- WHAT IS BEING ASKED
Copy out the listing that follows, exact in every word, and skip the images.

- COLLECTED DATA
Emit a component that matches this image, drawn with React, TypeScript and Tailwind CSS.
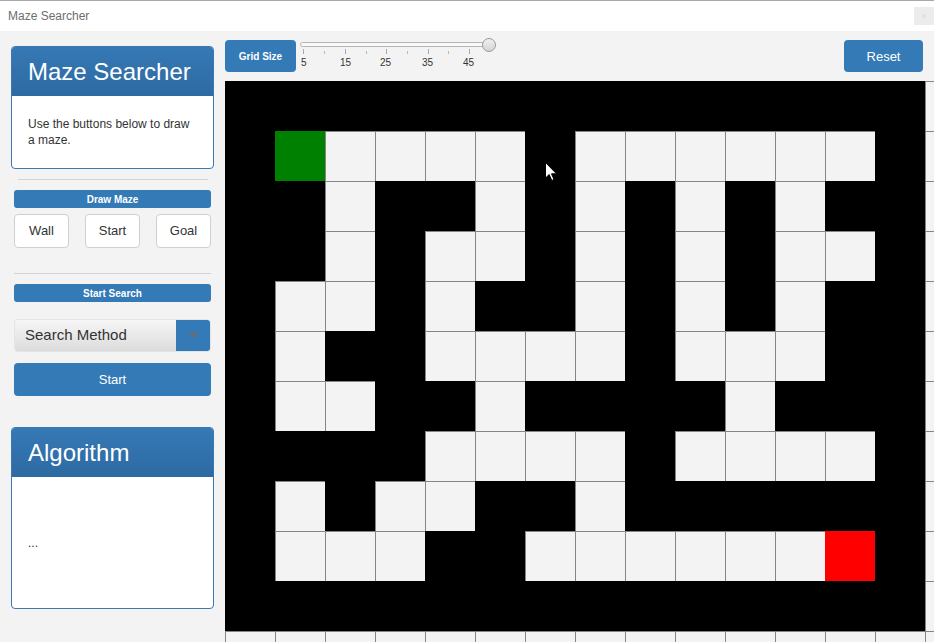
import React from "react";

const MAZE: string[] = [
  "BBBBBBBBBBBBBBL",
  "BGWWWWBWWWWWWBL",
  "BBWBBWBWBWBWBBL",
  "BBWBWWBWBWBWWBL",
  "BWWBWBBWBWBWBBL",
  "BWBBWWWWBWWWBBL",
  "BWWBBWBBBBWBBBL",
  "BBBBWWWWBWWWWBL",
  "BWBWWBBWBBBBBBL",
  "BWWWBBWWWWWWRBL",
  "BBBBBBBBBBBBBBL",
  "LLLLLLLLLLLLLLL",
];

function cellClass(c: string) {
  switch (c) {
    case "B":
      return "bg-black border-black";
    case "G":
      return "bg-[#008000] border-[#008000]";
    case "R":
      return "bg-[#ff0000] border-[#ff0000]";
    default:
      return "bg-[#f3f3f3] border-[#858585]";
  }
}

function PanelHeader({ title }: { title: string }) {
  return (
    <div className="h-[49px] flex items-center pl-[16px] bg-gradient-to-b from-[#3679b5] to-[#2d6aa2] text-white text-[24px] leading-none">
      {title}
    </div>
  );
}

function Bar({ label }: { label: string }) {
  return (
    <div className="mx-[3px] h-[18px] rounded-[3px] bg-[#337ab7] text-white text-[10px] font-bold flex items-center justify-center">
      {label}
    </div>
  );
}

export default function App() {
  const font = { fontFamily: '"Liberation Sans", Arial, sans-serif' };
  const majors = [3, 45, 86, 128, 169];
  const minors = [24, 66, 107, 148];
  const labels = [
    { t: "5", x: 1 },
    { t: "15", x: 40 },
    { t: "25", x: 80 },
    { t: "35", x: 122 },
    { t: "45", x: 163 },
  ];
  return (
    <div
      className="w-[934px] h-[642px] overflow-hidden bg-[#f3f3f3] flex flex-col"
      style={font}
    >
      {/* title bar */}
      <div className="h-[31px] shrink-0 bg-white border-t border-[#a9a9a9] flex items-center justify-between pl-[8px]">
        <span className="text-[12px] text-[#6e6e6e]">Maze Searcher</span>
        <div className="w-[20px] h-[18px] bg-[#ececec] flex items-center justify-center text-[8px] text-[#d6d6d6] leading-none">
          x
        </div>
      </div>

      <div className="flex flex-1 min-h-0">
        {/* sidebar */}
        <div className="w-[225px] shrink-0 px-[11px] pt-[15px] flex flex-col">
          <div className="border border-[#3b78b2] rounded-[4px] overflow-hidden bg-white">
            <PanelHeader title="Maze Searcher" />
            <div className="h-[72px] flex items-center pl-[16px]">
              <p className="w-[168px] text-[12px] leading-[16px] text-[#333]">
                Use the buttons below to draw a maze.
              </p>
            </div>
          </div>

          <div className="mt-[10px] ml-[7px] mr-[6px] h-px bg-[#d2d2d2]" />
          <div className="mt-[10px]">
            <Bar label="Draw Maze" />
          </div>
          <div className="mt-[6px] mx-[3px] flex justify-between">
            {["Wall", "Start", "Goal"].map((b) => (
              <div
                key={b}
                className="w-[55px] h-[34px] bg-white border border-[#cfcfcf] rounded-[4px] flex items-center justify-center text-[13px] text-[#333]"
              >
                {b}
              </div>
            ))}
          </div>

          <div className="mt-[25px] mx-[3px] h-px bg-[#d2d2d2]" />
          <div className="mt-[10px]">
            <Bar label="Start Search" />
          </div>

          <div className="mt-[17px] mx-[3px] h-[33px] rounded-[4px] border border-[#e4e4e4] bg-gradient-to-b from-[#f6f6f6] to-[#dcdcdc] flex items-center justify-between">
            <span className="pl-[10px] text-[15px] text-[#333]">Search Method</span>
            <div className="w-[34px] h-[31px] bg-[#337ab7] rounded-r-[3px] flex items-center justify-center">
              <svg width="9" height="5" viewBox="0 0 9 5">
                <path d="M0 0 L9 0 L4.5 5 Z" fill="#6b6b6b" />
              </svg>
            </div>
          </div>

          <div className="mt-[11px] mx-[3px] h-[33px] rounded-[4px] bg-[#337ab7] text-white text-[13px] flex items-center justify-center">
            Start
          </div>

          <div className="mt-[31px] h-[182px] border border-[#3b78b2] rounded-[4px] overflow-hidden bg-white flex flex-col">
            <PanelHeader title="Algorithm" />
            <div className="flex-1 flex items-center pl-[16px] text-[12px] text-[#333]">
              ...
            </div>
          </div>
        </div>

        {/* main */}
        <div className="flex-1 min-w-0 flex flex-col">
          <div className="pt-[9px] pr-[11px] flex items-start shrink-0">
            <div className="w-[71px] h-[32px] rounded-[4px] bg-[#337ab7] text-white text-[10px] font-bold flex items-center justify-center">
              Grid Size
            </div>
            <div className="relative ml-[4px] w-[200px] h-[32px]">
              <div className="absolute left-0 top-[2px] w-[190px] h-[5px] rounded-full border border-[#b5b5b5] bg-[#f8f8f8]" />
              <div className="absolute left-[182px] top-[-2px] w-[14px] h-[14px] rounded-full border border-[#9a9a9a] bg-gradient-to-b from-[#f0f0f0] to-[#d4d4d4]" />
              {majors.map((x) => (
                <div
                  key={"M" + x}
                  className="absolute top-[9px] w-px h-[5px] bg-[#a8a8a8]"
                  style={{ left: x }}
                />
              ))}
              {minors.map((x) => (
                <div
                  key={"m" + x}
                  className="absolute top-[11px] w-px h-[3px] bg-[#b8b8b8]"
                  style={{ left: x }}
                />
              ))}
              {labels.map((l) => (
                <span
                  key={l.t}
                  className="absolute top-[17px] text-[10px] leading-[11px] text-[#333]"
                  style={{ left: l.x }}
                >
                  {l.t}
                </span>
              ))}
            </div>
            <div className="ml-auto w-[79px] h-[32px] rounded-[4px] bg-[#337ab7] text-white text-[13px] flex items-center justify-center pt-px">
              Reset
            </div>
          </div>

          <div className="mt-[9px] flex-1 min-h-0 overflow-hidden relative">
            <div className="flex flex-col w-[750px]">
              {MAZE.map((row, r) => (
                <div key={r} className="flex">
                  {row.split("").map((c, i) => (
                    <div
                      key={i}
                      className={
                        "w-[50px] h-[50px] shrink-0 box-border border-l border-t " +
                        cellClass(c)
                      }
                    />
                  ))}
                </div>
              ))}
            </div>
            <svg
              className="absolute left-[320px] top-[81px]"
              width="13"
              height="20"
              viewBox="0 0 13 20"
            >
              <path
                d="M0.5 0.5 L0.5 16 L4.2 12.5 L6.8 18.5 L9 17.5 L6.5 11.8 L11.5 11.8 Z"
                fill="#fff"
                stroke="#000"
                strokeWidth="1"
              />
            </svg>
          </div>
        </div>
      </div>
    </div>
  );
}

- EXERCISE SOLUTION
Emit a component that matches this image, drawn with React, TypeScript and Tailwind CSS.
import React from "react";

const MAZE: string[] = [
  "BBBBBBBBBBBBBBL",
  "BGWWWWBWWWWWWBL",
  "BBWBBWBWBWBWBBL",
  "BBWBWWBWBWBWWBL",
  "BWWBWBBWBWBWBBL",
  "BWBBWWWWBWWWBBL",
  "BWWBBWBBBBWBBBL",
  "BBBBWWWWBWWWWBL",
  "BWBWWBBWBBBBBBL",
  "BWWWBBWWWWWWRBL",
  "BBBBBBBBBBBBBBL",
  "LLLLLLLLLLLLLLL",
];

function cellClass(c: string) {
  switch (c) {
    case "B":
      return "bg-black border-black";
    case "G":
      return "bg-[#008000] border-[#008000]";
    case "R":
      return "bg-[#ff0000] border-[#ff0000]";
    default:
      return "bg-[#f3f3f3] border-[#858585]";
  }
}

function PanelHeader({ title }: { title: string }) {
  return (
    <div className="h-[49px] flex items-center pl-[16px] bg-gradient-to-b from-[#3679b5] to-[#2d6aa2] text-white text-[24px] leading-none">
      {title}
    </div>
  );
}

function Bar({ label }: { label: string }) {
  return (
    <div className="mx-[3px] h-[18px] rounded-[3px] bg-[#337ab7] text-white text-[10px] font-bold flex items-center justify-center">
      {label}
    </div>
  );
}

export default function App() {
  const font = { fontFamily: '"Liberation Sans", Arial, sans-serif' };
  const majors = [3, 45, 86, 128, 169];
  const minors = [24, 66, 107, 148];
  const labels = [
    { t: "5", x: 1 },
    { t: "15", x: 40 },
    { t: "25", x: 80 },
    { t: "35", x: 122 },
    { t: "45", x: 163 },
  ];
  return (
    <div
      className="w-[934px] h-[642px] overflow-hidden bg-[#f3f3f3] flex flex-col"
      style={font}
    >
      {/* title bar */}
      <div className="h-[31px] shrink-0 bg-white border-t border-[#a9a9a9] flex items-center justify-between pl-[8px]">
        <span className="text-[12px] text-[#6e6e6e]">Maze Searcher</span>
        <div className="w-[20px] h-[18px] bg-[#ececec] flex items-center justify-center text-[8px] text-[#d6d6d6] leading-none">
          x
        </div>
      </div>

      <div className="flex flex-1 min-h-0">
        {/* sidebar */}
        <div className="w-[225px] shrink-0 px-[11px] pt-[15px] flex flex-col">
          <div className="border border-[#3b78b2] rounded-[4px] overflow-hidden bg-white">
            <PanelHeader title="Maze Searcher" />
            <div className="h-[72px] flex items-center pl-[16px]">
              <p className="w-[168px] text-[12px] leading-[16px] text-[#333]">
                Use the buttons below to draw a maze.
              </p>
            </div>
          </div>

          <div className="mt-[10px] ml-[7px] mr-[6px] h-px bg-[#d2d2d2]" />
          <div className="mt-[10px]">
            <Bar label="Draw Maze" />
          </div>
          <div className="mt-[6px] mx-[3px] flex justify-between">
            {["Wall", "Start", "Goal"].map((b) => (
              <div
                key={b}
                className="w-[55px] h-[34px] bg-white border border-[#cfcfcf] rounded-[4px] flex items-center justify-center text-[13px] text-[#333]"
              >
                {b}
              </div>
            ))}
          </div>

          <div className="mt-[25px] mx-[3px] h-px bg-[#d2d2d2]" />
          <div className="mt-[10px]">
            <Bar label="Start Search" />
          </div>

          <div className="mt-[17px] mx-[3px] h-[33px] rounded-[4px] border border-[#e4e4e4] bg-gradient-to-b from-[#f6f6f6] to-[#dcdcdc] flex items-center justify-between">
            <span className="pl-[10px] text-[15px] text-[#333]">Search Method</span>
            <div className="w-[34px] h-[31px] bg-[#337ab7] rounded-r-[3px] flex items-center justify-center">
              <svg width="9" height="5" viewBox="0 0 9 5">
                <path d="M0 0 L9 0 L4.5 5 Z" fill="#6b6b6b" />
              </svg>
            </div>
          </div>

          <div className="mt-[11px] mx-[3px] h-[33px] rounded-[4px] bg-[#337ab7] text-white text-[13px] flex items-center justify-center">
            Start
          </div>

          <div className="mt-[31px] h-[182px] border border-[#3b78b2] rounded-[4px] overflow-hidden bg-white flex flex-col">
            <PanelHeader title="Algorithm" />
            <div className="flex-1 flex items-center pl-[16px] text-[12px] text-[#333]">
              ...
            </div>
          </div>
        </div>

        {/* main */}
        <div className="flex-1 min-w-0 flex flex-col">
          <div className="pt-[9px] pr-[11px] flex items-start shrink-0">
            <div className="w-[71px] h-[32px] rounded-[4px] bg-[#337ab7] text-white text-[10px] font-bold flex items-center justify-center">
              Grid Size
            </div>
            <div className="relative ml-[4px] w-[200px] h-[32px]">
              <div className="absolute left-0 top-[2px] w-[190px] h-[5px] rounded-full border border-[#b5b5b5] bg-[#f8f8f8]" />
              <div className="absolute left-[182px] top-[-2px] w-[14px] h-[14px] rounded-full border border-[#9a9a9a] bg-gradient-to-b from-[#f0f0f0] to-[#d4d4d4]" />
              {majors.map((x) => (
                <div
                  key={"M" + x}
                  className="absolute top-[9px] w-px h-[5px] bg-[#a8a8a8]"
                  style={{ left: x }}
                />
              ))}
              {minors.map((x) => (
                <div
                  key={"m" + x}
                  className="absolute top-[11px] w-px h-[3px] bg-[#b8b8b8]"
                  style={{ left: x }}
                />
              ))}
              {labels.map((l) => (
                <span
                  key={l.t}
                  className="absolute top-[17px] text-[10px] leading-[11px] text-[#333]"
                  style={{ left: l.x }}
                >
                  {l.t}
                </span>
              ))}
            </div>
            <div className="ml-auto w-[79px] h-[32px] rounded-[4px] bg-[#337ab7] text-white text-[13px] flex items-center justify-center pt-px">
              Reset
            </div>
          </div>

          <div className="mt-[9px] flex-1 min-h-0 overflow-hidden relative">
            <div className="flex flex-col w-[750px]">
              {MAZE.map((row, r) => (
                <div key={r} className="flex">
                  {row.split("").map((c, i) => (
                    <div
                      key={i}
                      className={
                        "w-[50px] h-[50px] shrink-0 box-border border-l border-t " +
                        cellClass(c)
                      }
                    />
                  ))}
                </div>
              ))}
            </div>
            <svg
              className="absolute left-[320px] top-[81px]"
              width="13"
              height="20"
              viewBox="0 0 13 20"
            >
              <path
                d="M0.5 0.5 L0.5 16 L4.2 12.5 L6.8 18.5 L9 17.5 L6.5 11.8 L11.5 11.8 Z"
                fill="#fff"
                stroke="#000"
                strokeWidth="1"
              />
            </svg>
          </div>
        </div>
      </div>
    </div>
  );
}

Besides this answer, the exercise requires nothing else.